In relevance to device applications of these antiferroelectric ceramics, the abrupt development of strains and polarizations is investigated in detail. Unique compositions with a metastable induced-ferroelectric phase are identified for potential shape memory devices. The impact of uniaxial compressive pre-stresses and radial compressive pre-stresses on the field-induced phase transition is investigated. The critical electric field for the phase transition increases with the mechanical pre-stress. The volume expansion at the electric field-induced phase transition is also exploited to mechanically toughen the antiferroelectric ceramic. A new concept of “relaxor antiferroelectrics” is proposed to guide the search on supercompatible antiferroelectric ceramics with minimum electric hysteresis for high efficiency high energy-density capacitors.

Xiaoli Tan is a Professor at the Department of Materials Science and Engineering at Iowa State University. He is a Fellow of the American Ceramic Society and a Senior Member of the Institute of Electrical and Electronics Engineers (IEEE).
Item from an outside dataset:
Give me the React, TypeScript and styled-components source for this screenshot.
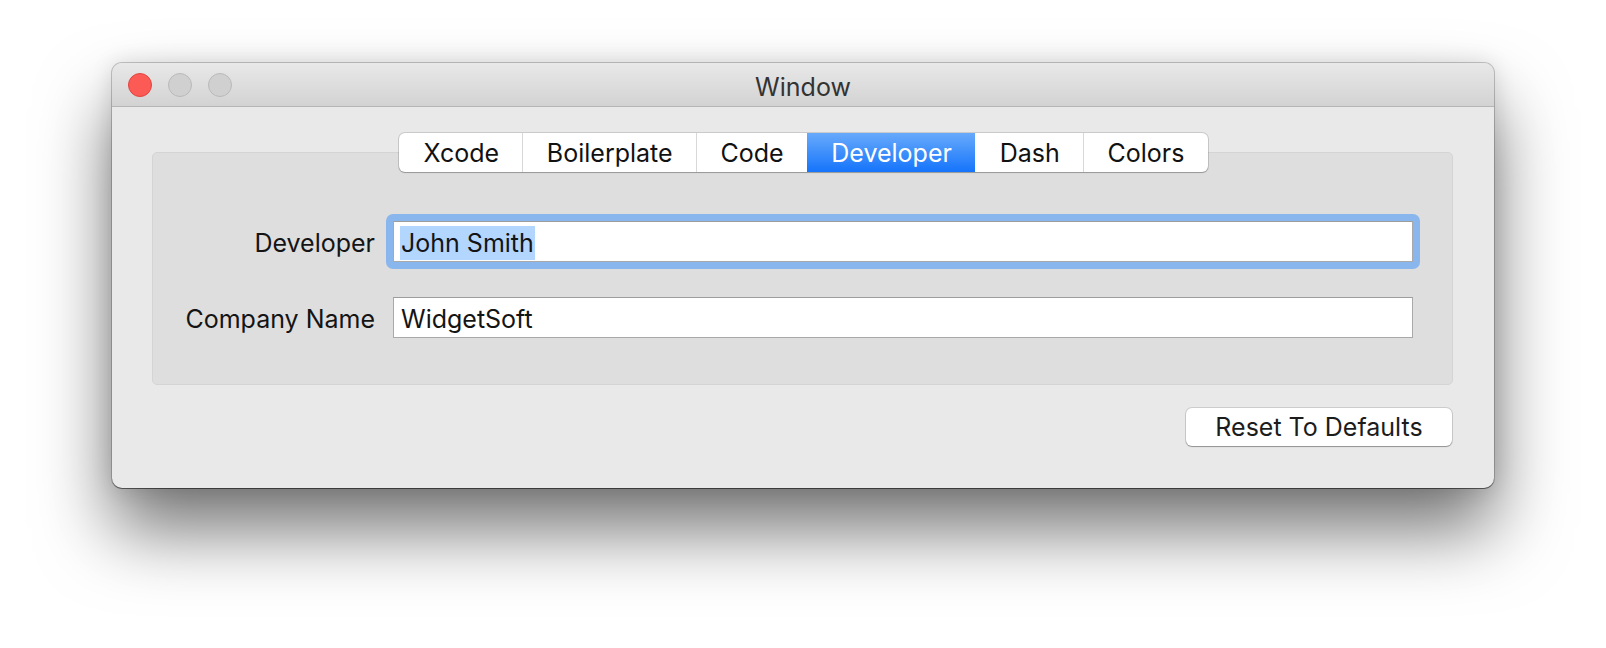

Xiaoli Tan graduated with a B.E. degree in Metallic Materials from Xi’an Jiaotong University, China in 1989, obtained his Ph.D. degree in Materials Science and Engineering from University of Illinois at Urbana-Champaign, USA in 2002. He joined Iowa State University as an Assistant Professor in the same year and was promoted to Associate Professor in 2008, Professor in 2013. His research has been focused on the composition-structure-property interrelationship in electrical ceramics, using in-situ TEM as the primary characterization tool. His has published more than 160 articles in refereed journals; according to Web of Science, his publications have received >5,500 citations with a h-index of 39.

About the FLAME-inars

The FLAME-inars are organized by the collaborative project FLAME at TU Darmstadt, in which electronic-structure-property relationships are being developed and exploited to realize novel lead-free antiferroelectric compounds. The seminars will gather experts in processing, characterization and theory to discuss materials and applications, bulk and thin films, fundamental properties, electronic structure & defects, and related aspects.